Beginnings
“We had no role models” - June Millington1
American feminists of the early 1970s built the women’s music movement to fulfill their need to express and see themselves outside of the confines of male-dominated and often misogynistic rock music. Recording contracts for female musicians were incredibly rare, and the presence of women in sound engineering, management, and production and distribution was practically unheard of.
Fanny was one of the few female rock bands with a recording contract, and the first to release an album on a major label (Warner Brothers). June Millington (who remains famous in Women's Music as both artist and producer) and her sister Jean Millington founded the band and were joined by Alice de Buhr and Nickey Barclay. They were a self-sustaining band and earned critical and commercial popularity in the United States and Europe.2 The group formed in 1969, but broke up in 1975. Unlike many other women’s music groups of the era, they rejected ultra-feminine styles and expectations and instead emphasized their musical talent. Fanny inspired women across the country to pick up a guitar or some drumsticks and make their own music.
In 1970, Naomi Weisstein founded the Chicago Women’s Liberation Rock Band, an arm of the Chicago Women’s Liberation Union (CWLU), in response to the misogyny of male rock music.3 The band’s music envisioned a utopian world without hierarchy and oppression, fueled by CWLU’s principles of socialist feminism, service and direct action. They were defiantly political, interactive with their audiences, and a symbol of feminist power.4 Their first big release was the LP Mountain Moving Day, produced with the New Haven Women’s Liberation Rock Band in 1972, which featured anthems like “Mountain Moving Day,” “Sister Witch,” and “Abortion Song.” The same year, Jewish lesbian Maxine Feldman released her iconic single “Angry Atthis.” Feldmen described the detrimental emotional impact of the closet and asserted that she was “no longer afraid of being who I am.” Feldman's music still resonates with women today. In 2005 lesbian rhythm and blues artist Nedra Johnson recorded her own version of Amazon in honor of Feldman.5
In 1973 the growing women’s music movement coalesced, with the release of Alix Dobkin’s LP Lavender Jane Loves Women, the first performance of Sweet Honey in the Rock at Howard University, and the founding of Olivia Records in Washington D.C. Olivia was born from the Washington D.C based lesbian separatist Furies collective. Charlotte Bunch, Joan Biren, Rita Mae Brown, Meg Christian and Ginny Berson dared to create, produce and engineer their own music.
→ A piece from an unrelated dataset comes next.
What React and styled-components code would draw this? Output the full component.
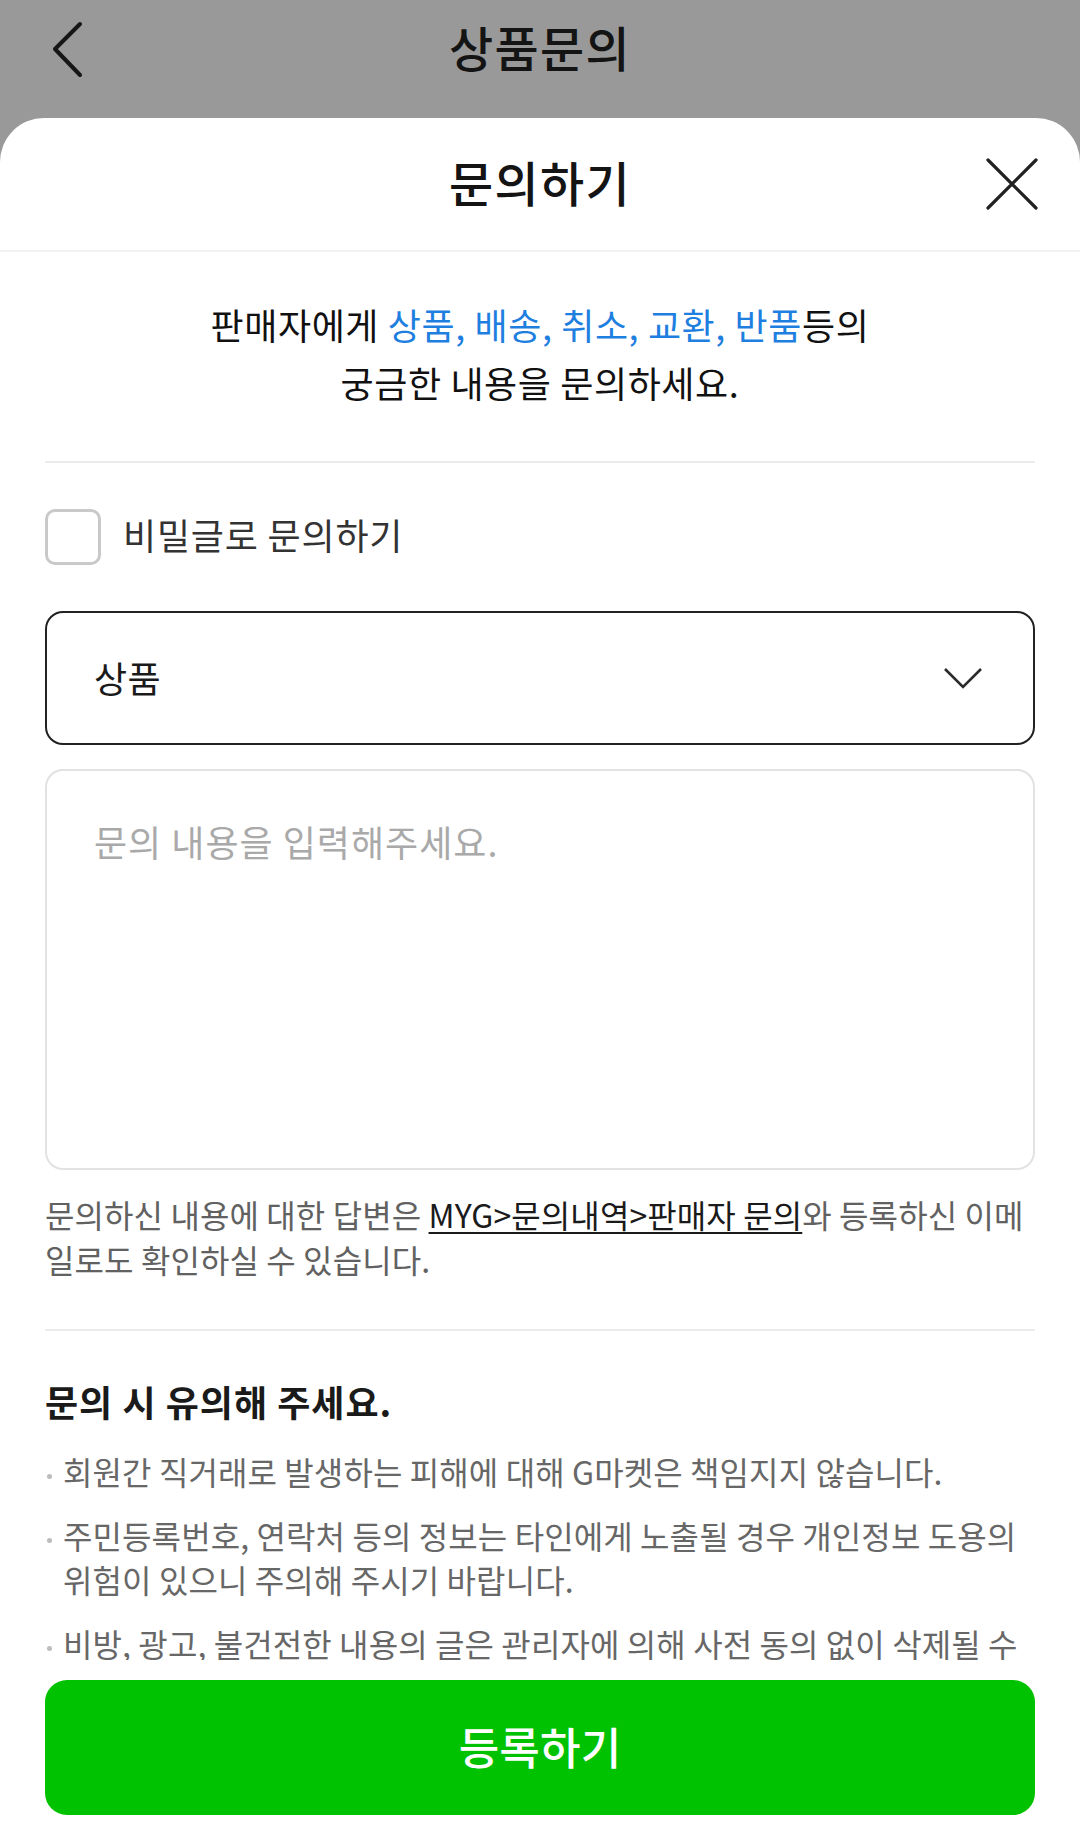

They intended to “provide large numbers of women with access to the recording industry” because they believed “that women must become as independent as possible from the male-supremacist economic system, and in order to do that we must provide jobs for each other at living wages.” 6
Thus began a movement that fought oppression by creating economic stability, and empowering women to grow spiritually and creatively in a patriarchal, homophobic, and racist society.
[1] Dee Mosbacher, Radical Harmonies, Documentary, 2002.
[2] Dee Mosbacher, Radical Harmonies, Documentary, 2002.
[3] Bonnie Morris, “‘Anyone Can Be a Lesbian’ The Women’s Music Audience and Lesbian Politics,” Journal of Lesbian Studies 5:4, 95.
[4] Dee Mosbacher, Radical Harmonies, Documentary, 2002.
[5] Maxine Feldman, “Angry Atthis,” recorded 1972, Harrison and Tyler Productions. Hayes, Eileen M. (February 26, 2010). Songs in Black and Lavender: Race, Sexual Politics, and Women's Music. Illinois: University of Illinois Press. p. 114. ISBN 978-0252035142.
[5] Maxine Feldman, “Angry Atthis,” recorded 1972, Harrison and Tyler Productions. Hayes, Eileen M. (February 26, 2010). Songs in Black and Lavender: Race, Sexual Politics, and Women's Music. Illinois: University of Illinois Press. p. 114. ISBN 978-0252035142.